Zopa, the United Kingdom-based peer-to-peer (P2P) lender, has reached its latest milestone and received its banking license as it takes on traditional banks, the Financial Times reported.
“We never thought we would be launching in such an extraordinary set of circumstances, but we believe that, if anything, these circumstances make the proposition even more relevant,” Jaidev Janardana, Zopa’s CEO, told the newspaper.
He said this recent development is “a good validation of our strategy.”
Now, in addition to car and personal loans on behalf of retail and institutional investors, Zopa will introduce savings accounts this week, to be followed by the addition of credit cards later this year.
In December, PYMNTS reported Zopa expected to receive £130 million ($1.67 million) to become a challenger bank.

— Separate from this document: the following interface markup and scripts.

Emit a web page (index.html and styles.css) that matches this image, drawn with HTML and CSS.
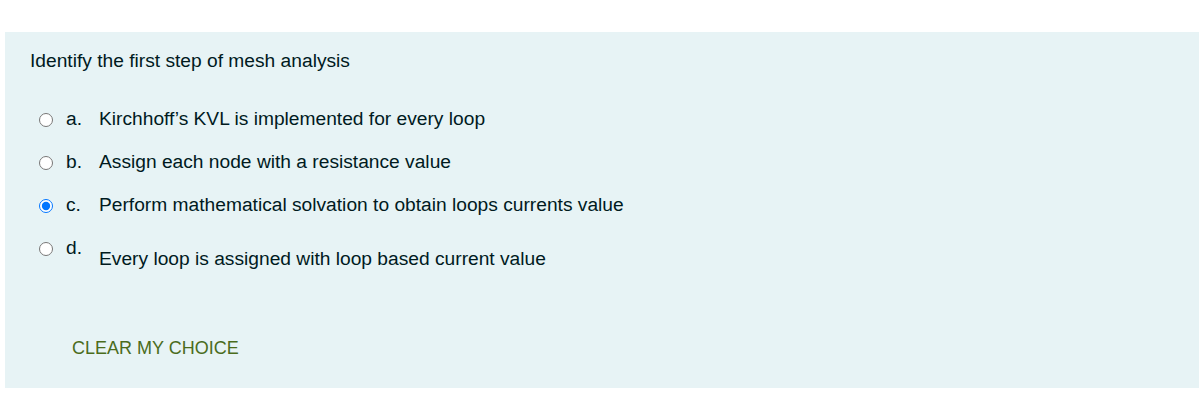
FILE: index.html
```html
<!DOCTYPE html>
<html lang="en">
<head>
    <meta charset="UTF-8">
    <meta name="viewport" content="width=device-width, initial-scale=1.0">
    <link rel="stylesheet" href="styles.css">
    <title>Question</title>
</head>
<body>

<div class="formulation">
    <div class="qtext">Identify the first step of mesh analysis</div>

    <div class="answer">
        <div class="option">
            <input type="radio" name="q1" id="q1a">
            <span class="letter">a.</span>
            <label for="q1a" class="text">Kirchhoff’s KVL is implemented for every loop</label>
        </div>
        <div class="option">
            <input type="radio" name="q1" id="q1b">
            <span class="letter">b.</span>
            <label for="q1b" class="text">Assign each node with a resistance value</label>
        </div>
        <div class="option">
            <input type="radio" name="q1" id="q1c" checked>
            <span class="letter">c.</span>
            <label for="q1c" class="text">Perform mathematical solvation to obtain loops currents value</label>
        </div>
        <div class="option">
            <input type="radio" name="q1" id="q1d">
            <span class="letter">d.</span>
            <label for="q1d" class="text text-para">Every loop is assigned with loop based current value</label>
        </div>
    </div>

    <div class="clear-choice">
        <a href="#">CLEAR MY CHOICE</a>
    </div>
</div>

</body>
</html>
```

FILE: styles.css
```css
body {
    margin: 0;
    padding: 32px 0 0 5px;
    background: #ffffff;
    font-family: "Liberation Sans", Arial, sans-serif;
    font-size: 19.2px;
    color: #001a1e;
}

.formulation {
    background: #e7f3f5;
    height: 356px;
    box-sizing: border-box;
    padding: 18px 0 0 25px;
}

.qtext {
    line-height: 22px;
    margin-bottom: 36px;
}

.answer {
    padding-left: 9px;
}

.option {
    display: flex;
    align-items: flex-start;
    line-height: 22px;
    margin-bottom: 21px;
}

.option input {
    width: 14px;
    height: 14px;
    margin: 5px 0 0 0;
}

.letter {
    width: 33px;
    padding-left: 13px;
}

.text-para {
    padding-top: 11px;
}

.clear-choice {
    padding: 47px 0 0 42px;
    font-size: 18px;
}

.clear-choice a {
    color: #4b6c1c;
    text-decoration: none;
}
```
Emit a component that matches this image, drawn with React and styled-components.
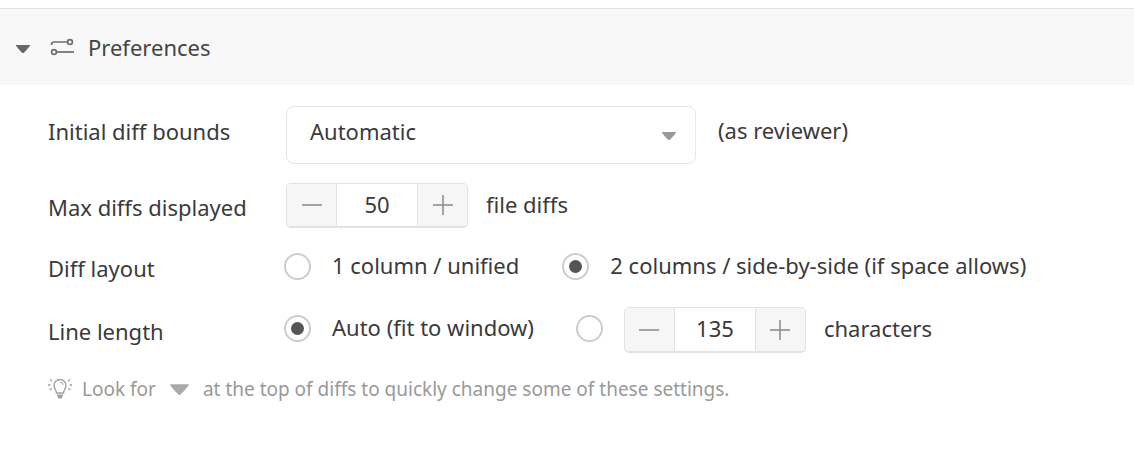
import React from "react";
import styled, { createGlobalStyle } from "styled-components";

const GlobalStyle = createGlobalStyle`
  body {
    margin: 0;
    background: #fff;
    font-family: "Noto Sans", "Open Sans", sans-serif;
    color: #3a3a3a;
  }
`;

const Caret = ({ size = 16, color = "#666" }) => (
  <CaretSvg width={size} height={size * 0.6} viewBox="0 0 16 10">
    <path d="M0.5 1.5 Q0.5 1 1 1 H15 Q15.5 1 15.5 1.5 Q13 5 9 9 Q8 10 7 9 Q3 5 0.5 1.5 Z" fill={color} />
  </CaretSvg>
);

const SlidersIcon = () => (
  <svg width="24" height="18" viewBox="0 0 24 18" fill="none" stroke="#6e6e6e" strokeWidth="1.7">
    <path d="M1.5 7 Q1.5 4 4 4 H17" />
    <circle cx="20" cy="4" r="2.4" />
    <circle cx="4" cy="14" r="2.4" />
    <path d="M7 14 H24" />
  </svg>
);

const BulbIcon = () => (
  <svg width="26" height="22" viewBox="0 0 26 22" fill="none" stroke="#a2a2a2" strokeWidth="1.4">
    <path d="M9.5 15 C9.5 12 7 11 7 7.5 A6 6 0 0 1 19 7.5 C19 11 16.5 12 16.5 15 Z" />
    <path d="M13 4 A3 3 0 0 1 16 7" strokeWidth="1" />
    <path d="M10 17.5 H16 M11 19.5 H15" strokeWidth="1.8" />
    <path d="M3 1.5 L5 3 M1 7 H3.5 M2.5 12 L5 10.5 M23 1.5 L21 3 M25 7 H22.5 M23.5 12 L21 10.5" />
  </svg>
);

const Stepper = ({ value, height }) => (
  <StepperBox $height={height}>
    <StepButton>
      <svg width="20" height="20" viewBox="0 0 20 20" stroke="#888" strokeWidth="1.5">
        <path d="M0 10 H20" />
      </svg>
    </StepButton>
    <StepValue>{value}</StepValue>
    <StepButton>
      <svg width="20" height="20" viewBox="0 0 20 20" stroke="#888" strokeWidth="1.5">
        <path d="M0 10 H20 M10 0 V20" />
      </svg>
    </StepButton>
  </StepperBox>
);

const App = () => (
  <>
    <GlobalStyle />
    <Page>
      <Header>
        <HeaderCaret>
          <Caret />
        </HeaderCaret>
        <HeaderIcon>
          <SlidersIcon />
        </HeaderIcon>
        <HeaderTitle>Preferences</HeaderTitle>
      </Header>
      <Body>
        <Row $height={58} $top={21}>
          <Label $width={238} $shift={-4}>Initial diff bounds</Label>
          <Select>
            <SelectText>Automatic</SelectText>
            <Caret color="#999" />
          </Select>
          <Note $left={22} $shift={-5}>(as reviewer)</Note>
        </Row>
        <Row $height={45} $top={19}>
          <Label $width={238} $shift={1}>Max diffs displayed</Label>
          <Stepper value="50" height={45} />
          <Note $left={18} $shift={-2}>file diffs</Note>
        </Row>
        <Row $height={34} $top={21}>
          <Label $width={236} $shift={2}>Diff layout</Label>
          <Radio />
          <RadioLabel $gap={43} $shift={-1}>1 column / unified</RadioLabel>
          <Radio $checked />
          <RadioLabel $shift={-1}>2 columns / side-by-side (if space allows)</RadioLabel>
        </Row>
        <Row $height={46} $top={24}>
          <Label $width={236} $shift={1}>Line length</Label>
          <Radio $checked $shift={-2} />
          <RadioLabel $gap={42} $shift={-3}>Auto (fit to window)</RadioLabel>
          <Radio $shift={-2} />
          <StepperGap>
            <Stepper value="135" height={46} />
          </StepperGap>
          <Note $left={18} $shift={-2}>characters</Note>
        </Row>
        <Hint>
          <BulbIcon />
          <span>Look for</span>
          <Caret color="#aaa" size={21} />
          <span>at the top of diffs to quickly change some of these settings.</span>
        </Hint>
      </Body>
    </Page>
  </>
);
export default App;

const Page = styled.div`
  width: 1134px;
  height: 449px;
  padding-top: 8px;
  box-sizing: border-box;
  overflow: hidden;
`;

const CaretSvg = styled.svg`
  display: block;
  flex: none;
`;

const Header = styled.div`
  display: flex;
  align-items: center;
  height: 76px;
  padding-left: 15px;
  border-top: 1px solid #e2e2e2;
  background: #f8f8f8;
`;

const HeaderCaret = styled.div`
  margin-top: 4px;
`;

const HeaderIcon = styled.div`
  display: flex;
  margin-left: 19px;
`;

const HeaderTitle = styled.div`
  margin-left: 14px;
  font-size: 22px;
  color: #444;
`;

const Body = styled.div`
  padding-left: 48px;
`;

const Row = styled.div`
  display: flex;
  align-items: center;
  height: ${(p) => p.$height}px;
  margin-top: ${(p) => p.$top}px;
  font-size: 22px;
  white-space: nowrap;
`;

const Label = styled.div`
  flex: none;
  width: ${(p) => p.$width}px;
  margin-top: ${(p) => (p.$shift || 0) * 2}px;
`;

const Select = styled.div`
  display: flex;
  align-items: center;
  justify-content: space-between;
  box-sizing: border-box;
  width: 410px;
  height: 58px;
  padding: 0 18px 0 23px;
  border: 1px solid #e6e6e6;
  border-radius: 8px;
  background: #fff;

  svg {
    margin-top: 2px;
  }
`;

const SelectText = styled.span`
  margin-top: -8px;
`;

const Note = styled.div`
  margin-left: ${(p) => p.$left}px;
  margin-top: ${(p) => (p.$shift || 0) * 2}px;
`;

const StepperBox = styled.div`
  display: flex;
  box-sizing: border-box;
  height: ${(p) => p.$height}px;
  border: 1px solid #e2e2e2;
  border-bottom-width: 2px;
  border-radius: 5px;
  overflow: hidden;
`;

const StepButton = styled.div`
  display: flex;
  align-items: center;
  justify-content: center;
  width: 49px;
  background: #f6f6f6;
`;

const StepValue = styled.div`
  display: flex;
  align-items: center;
  justify-content: center;
  box-sizing: border-box;
  width: 82px;
  padding-bottom: 3px;
  border-left: 1px solid #e2e2e2;
  border-right: 1px solid #e2e2e2;
  background: #fff;
`;

const Radio = styled.div`
  display: flex;
  align-items: center;
  justify-content: center;
  flex: none;
  box-sizing: border-box;
  width: 27px;
  height: 27px;
  margin-top: ${(p) => (p.$shift || 0) * 2}px;
  border: 2px solid #ccc;
  border-radius: 50%;
  background: #fff;

  &::after {
    content: "";
    display: ${(p) => (p.$checked ? "block" : "none")};
    width: 13px;
    height: 13px;
    border-radius: 50%;
    background: #555;
  }
`;

const RadioLabel = styled.div`
  margin-left: 21px;
  margin-right: ${(p) => p.$gap || 0}px;
  margin-top: ${(p) => (p.$shift || 0) * 2}px;
`;

const StepperGap = styled.div`
  margin-left: 21px;
`;

const Hint = styled.div`
  display: flex;
  align-items: center;
  gap: 9px;
  margin-top: 23px;
  margin-left: -1px;
  font-size: 19px;
  color: #999;
  white-space: nowrap;

  svg:nth-of-type(2) {
    margin: 0 4px 0 4px;
  }
`;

The news of the funding it had struggled for came days before its conditional banking license was set to expire. Zopa received those funds from a group linked to IAG Capital Partners, a U.S.-based fund, and its U.K. investment vehicle, Silverstripe.
At the time, Zopa said it raised £60 million ($67.7 million) from new and existing investors in two funding rounds since applying for the banking license in 2016, and it added several former banking executives to create a board.
Launched in 2005, Zopa is considered one of the world’s first P2P lenders — and in late 2018, it became the first P2P lender to be granted a conditional banking license by the Financial Conduct Authority (FCA), with plans for its digital bank offering to include a fixed-term savings product, a credit card and a money management app, the report said.
Since COVID-19, non-bank lenders have been hurting as capital markets became less available and retail investors tried to withdraw their cash from the P2P sector, the Times reported.
As it becomes a full bank, Zopa follows a path familiar to Capital One, where Janardana as well as Zopa’s chief financial officer and chief risk officer once worked, the Times reported.
“Capital One was one of the earlier disrupters,” Janardana said. “It’s been a good school for people.”
Still, the CEO said Zopa placed a priority on developing and owning its own technology.
The company will target younger borrowers with digital features that are common with debit cards but remain rare in the credit card market, the Times reported.
In addition, it will seek older customers with high credit scores by offering interest rates 20 percent lower than U.K. banks. But it plans to avoid the interest-free introductory deals common among the nation’s credit card market.
As savings deposits increased by £16.2bn ($20.2 billion) in April, more than five times higher than the same month in 2019, Janardana said Zopa would offer “competitive” interest rates.
He said the bank hopes to break even within a year, but it will depend on the economic recovery.